Lorsque nos grands-parents achetaient des actions, ils ne le faisaient généralement pas avec l'idée de s'enrichir. Ils l'ont fait principalement pour les enfants et petits-enfants, qui ont hérité des parts qu'ils avaient épargnées ensemble. Ce qui intéressait auparavant les actionnaires, et en particulier les actionnaires européens, c'était donc la pérennité d'une entreprise et le développement progressif de sa valeur fondamentale. Le fait qu’ils obtenaient un dividende chaque année était un plus. Même si ce n'était pas le but de l'histoire. L'essentiel était de créer de la valeur à long terme. De la continuité.

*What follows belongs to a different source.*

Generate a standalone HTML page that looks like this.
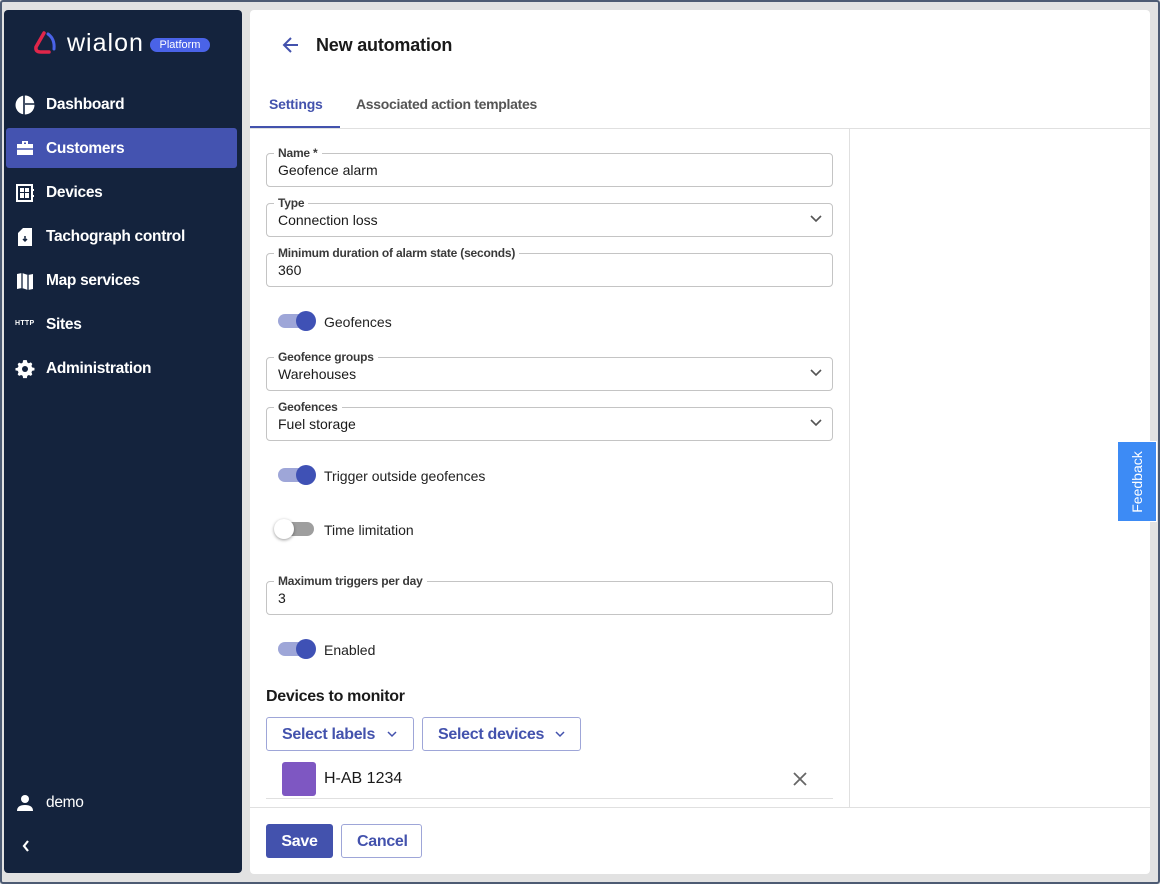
<!DOCTYPE html>
<html><head><meta charset="utf-8"><style>
*{box-sizing:border-box;margin:0;padding:0}
body{width:1160px;height:884px;background:#e2e2e2;font-family:"Liberation Sans",Arial,sans-serif;position:relative;overflow:hidden}
#frame{position:absolute;left:0;top:0;width:1160px;height:884px;border:2px solid #4d5b73;border-radius:3px;pointer-events:none}
.abs{position:absolute}
#side{left:4px;top:10px;width:238px;height:863px;background:#14233d;border-radius:4px}
.nav{position:absolute;left:0;width:238px;height:40px;color:#fff;font-size:15.5px;font-weight:bold;display:flex;align-items:center;padding-left:42px;letter-spacing:-0.3px}
.nav svg{position:absolute;left:11px;top:10px}
#main{left:250px;top:10px;width:900px;height:864px;background:#fff;border-radius:4px}
.fs{position:absolute;left:16px;width:567px;height:34px;border:1px solid #c4c4c4;border-radius:4px}
.fs .lb{position:absolute;left:7px;top:-8px;background:#fff;padding:0 4px;font-size:12px;font-weight:bold;color:#3a3a3a;line-height:14px;letter-spacing:-0.2px}
.fs .v{position:absolute;left:11px;top:8px;font-size:14px;color:#1a1a1a}
.fs svg{position:absolute;right:10px;top:11px}
.tg{position:absolute;left:28px;width:36px;height:14px;border-radius:7px;background:#9ea6d8}
.tg i{position:absolute;right:-2px;top:-3px;width:20px;height:20px;border-radius:50%;background:#3f51b5}
.tg.off{background:#9e9e9e}
.tg.off i{left:-4px;right:auto;background:#fff;box-shadow:0 1px 3px rgba(0,0,0,.4)}
.tl{position:absolute;left:74px;font-size:14px;color:#222}
.btn{position:absolute;height:34px;border:1px solid #9ea6d8;border-radius:3px;color:#4352ad;font-size:16px;font-weight:bold;display:flex;align-items:center;padding-left:15px;padding-top:1px;background:#fff;letter-spacing:-0.3px}
</style></head><body>
<div id="side" class="abs">
  <div class="abs" style="left:29px;top:20px;width:26px;height:26px">
    <svg width="26" height="26" viewBox="0 0 26 26"><path d="M11 3 L3 17 Q2 22 8 22 L16 22" stroke="#e0264a" stroke-width="3.5" fill="none" stroke-linecap="round"/><path d="M15 4 Q22 9 21 19" stroke="#4a63e8" stroke-width="3" fill="none" stroke-linecap="round"/></svg>
  </div>
  <div class="abs" style="left:63px;top:19px;color:#fff;font-size:25px;letter-spacing:1px;line-height:28px">wialon</div>
  <div class="abs" style="left:146px;top:28px;width:60px;height:14px;background:#4a63e8;border-radius:7px;color:#fff;font-size:11px;line-height:14px;text-align:center">Platform</div>
  <div class="nav" style="top:75px"><svg width="20" height="20" viewBox="0 0 20 20"><circle cx="10" cy="10" r="9.5" fill="#fff"/><path d="M9 0v20M10 9h10" stroke="#14233d" stroke-width="1.6"/></svg>Dashboard</div>
  <div class="nav" style="top:118px;left:2px;width:231px;background:#4453b0;border-radius:3px;padding-left:40px;padding-top:2px"><svg width="20" height="20" viewBox="0 0 20 20" style="left:9px"><path d="M7 3h6v3h5v11H2V6h5z" fill="#fff"/><rect x="9" y="4.5" width="2" height="1.5" fill="#4453b0"/><path d="M2 11h16" stroke="#4453b0" stroke-width="1.5"/></svg>Customers</div>
  <div class="nav" style="top:163px"><svg width="20" height="20" viewBox="0 0 20 20"><rect x="2" y="2" width="15" height="16" fill="none" stroke="#fff" stroke-width="2"/><rect x="5" y="5" width="4" height="4" fill="#fff"/><rect x="10" y="5" width="4" height="4" fill="#fff"/><rect x="5" y="10" width="4" height="5" fill="#fff"/><rect x="10" y="10" width="4" height="5" fill="#fff"/><path d="M18 6v2M18 12v2" stroke="#fff" stroke-width="2"/></svg>Devices</div>
  <div class="nav" style="top:207px"><svg width="20" height="20" viewBox="0 0 20 20"><path d="M8 1h9v18H3V6z" fill="#fff"/><path d="M10 9v5M8 12l2 2 2-2" stroke="#14233d" stroke-width="1.5" fill="none"/></svg>Tachograph control</div>
  <div class="nav" style="top:251px"><svg width="20" height="20" viewBox="0 0 20 20"><path d="M2 3l5-1 6 2 5-1v15l-5 1-6-2-5 1z" fill="#fff"/><path d="M7 2v15M13 4v15" stroke="#14233d" stroke-width="1.3"/></svg>Map services</div>
  <div class="nav" style="top:295px"><span style="position:absolute;left:11px;top:15px;font-size:7px;font-weight:bold;letter-spacing:0.3px">HTTP</span>Sites</div>
  <div class="nav" style="top:339px"><svg width="20" height="20" viewBox="0 0 20 20"><path d="M10 1l2 .3.4 2.3 1.6.9 2.2-.9 1.5 1.6-.9 2.2.9 1.6 2.3.4V12l-2.3.4-.9 1.6.9 2.2-1.5 1.6-2.2-.9-1.6.9L12 20.1H8l-.4-2.3-1.6-.9-2.2.9-1.5-1.6.9-2.2L2.3 12.4 0 12V9.6l2.3-.4.9-1.6-.9-2.2 1.5-1.6 2.2.9 1.6-.9L8 1.3z" fill="#fff" transform="scale(.95) translate(.5 0)"/><circle cx="10" cy="10" r="3" fill="#14233d"/></svg>Administration</div>
  <div class="nav" style="top:773px;font-weight:normal"><svg width="20" height="20" viewBox="0 0 20 20"><circle cx="10" cy="6" r="4" fill="#fff"/><path d="M2 18q0-6 8-6t8 6z" fill="#fff"/></svg>demo</div>
  <svg class="abs" style="left:17px;top:829px" width="10" height="14" viewBox="0 0 10 14"><path d="M7 2L3 7l4 5" stroke="#fff" stroke-width="2.2" fill="none"/></svg>
</div>
<div id="main" class="abs">
  <svg class="abs" style="left:31px;top:25px" width="20" height="20" viewBox="0 0 20 20"><path d="M17 10H4M10 3l-7 7 7 7" stroke="#4352ad" stroke-width="2" fill="none"/></svg>
  <div class="abs" style="left:66px;top:25px;font-size:18px;font-weight:bold;color:#1a1a1a;letter-spacing:-0.2px">New automation</div>
  <div class="abs" style="left:19px;top:86px;font-size:14px;font-weight:bold;color:#4352ad;letter-spacing:-0.2px">Settings</div>
  <div class="abs" style="left:106px;top:86px;font-size:14px;font-weight:bold;color:#555;letter-spacing:-0.3px">Associated action templates</div>
  <div class="abs" style="left:0;top:116px;width:90px;height:2px;background:#4352ad"></div>
  <div class="abs" style="left:0;top:118px;width:900px;height:1px;background:#e0e0e0"></div>
  <div class="abs" style="left:599px;top:119px;width:1px;height:678px;background:#e0e0e0"></div>
  <div class="abs" style="left:0;top:797px;width:900px;height:1px;background:#e0e0e0"></div>

  <div class="fs" style="top:143px"><span class="lb">Name *</span><span class="v">Geofence alarm</span></div>
  <div class="fs" style="top:193px"><span class="lb">Type</span><span class="v">Connection loss</span><svg width="12" height="8" viewBox="0 0 12 8"><path d="M1 1l5 5 5-5" stroke="#555" stroke-width="1.6" fill="none"/></svg></div>
  <div class="fs" style="top:243px"><span class="lb">Minimum duration of alarm state (seconds)</span><span class="v">360</span></div>
  <div class="tg" style="top:304px"><i></i></div><div class="tl" style="top:304px">Geofences</div>
  <div class="fs" style="top:347px"><span class="lb">Geofence groups</span><span class="v">Warehouses</span><svg width="12" height="8" viewBox="0 0 12 8"><path d="M1 1l5 5 5-5" stroke="#555" stroke-width="1.6" fill="none"/></svg></div>
  <div class="fs" style="top:397px"><span class="lb">Geofences</span><span class="v">Fuel storage</span><svg width="12" height="8" viewBox="0 0 12 8"><path d="M1 1l5 5 5-5" stroke="#555" stroke-width="1.6" fill="none"/></svg></div>
  <div class="tg" style="top:458px"><i></i></div><div class="tl" style="top:458px">Trigger outside geofences</div>
  <div class="tg off" style="top:512px"><i></i></div><div class="tl" style="top:512px">Time limitation</div>
  <div class="fs" style="top:571px"><span class="lb">Maximum triggers per day</span><span class="v">3</span></div>
  <div class="tg" style="top:632px"><i></i></div><div class="tl" style="top:632px">Enabled</div>
  <div class="abs" style="left:16px;top:678px;font-size:16px;font-weight:bold;color:#1a1a1a;letter-spacing:-0.3px">Devices to monitor</div>
  <div class="btn" style="left:16px;top:707px;width:148px">Select labels<svg class="abs" style="left:120px;top:13px" width="10" height="7" viewBox="0 0 10 7"><path d="M1 1l4 4 4-4" stroke="#4352ad" stroke-width="1.5" fill="none"/></svg></div>
  <div class="btn" style="left:172px;top:707px;width:159px">Select devices<svg class="abs" style="left:132px;top:13px" width="10" height="7" viewBox="0 0 10 7"><path d="M1 1l4 4 4-4" stroke="#4352ad" stroke-width="1.5" fill="none"/></svg></div>
  <div class="abs" style="left:32px;top:752px;width:34px;height:34px;background:#7e57c2;border-radius:3px"></div>
  <div class="abs" style="left:74px;top:760px;font-size:16px;color:#1a1a1a">H-AB 1234</div>
  <svg class="abs" style="left:542px;top:761px" width="16" height="16" viewBox="0 0 16 16"><path d="M2 2l12 12M14 2L2 14" stroke="#666" stroke-width="1.8"/></svg>
  <div class="abs" style="left:16px;top:788px;width:567px;height:1px;background:#e0e0e0"></div>
  <div class="abs" style="left:16px;top:814px;width:67px;height:34px;background:#4352ad;border-radius:3px;color:#fff;font-size:16px;font-weight:bold;text-align:center;line-height:35px;letter-spacing:-0.3px">Save</div>
  <div class="btn" style="left:91px;top:814px;width:81px">Cancel</div>
</div>
<div class="abs" style="left:1117px;top:441px;width:40px;height:81px;background:#3d8bf5;border:1px solid #fff"><div class="abs" style="left:-20px;top:30px;width:78px;height:20px;transform:rotate(-90deg);color:#fff;font-size:14px;text-align:center;line-height:20px">Feedback</div></div>
<div id="frame"></div>
</body></html>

Avec cette façon de penser, un pot de réserve dans les capitaux propres ne pose aucun problème. Après tout, cela augmente les chances de continuité et de création de valeur à plus long terme.

Des réserves maintenant

Cependant, au cours des 20 à 30 dernières années, une technologie financière de pointe a été importée des États-Unis, où tout type de réserve de prévoyance, qui n'est pas immédiatement nécessaire, est considéré comme non rentable. Et cela doit immédiatement disparaître de l'entreprise, pour que cela puisse rapporter ailleurs, d'une manière différente. Dans cette optique, les réserves sont considérées comme de l'argent qui devrait être rentable en soi et non comme un moyen de promouvoir l'entrepreneuriat. L'entrepreneuriat n'est pas vraiment impliqué de cette manière.

Fondamentalement, la création de valeur ajoutée est ainsi devenue une fin en soi et le lien avec les personnes et la société a été réduit à néant.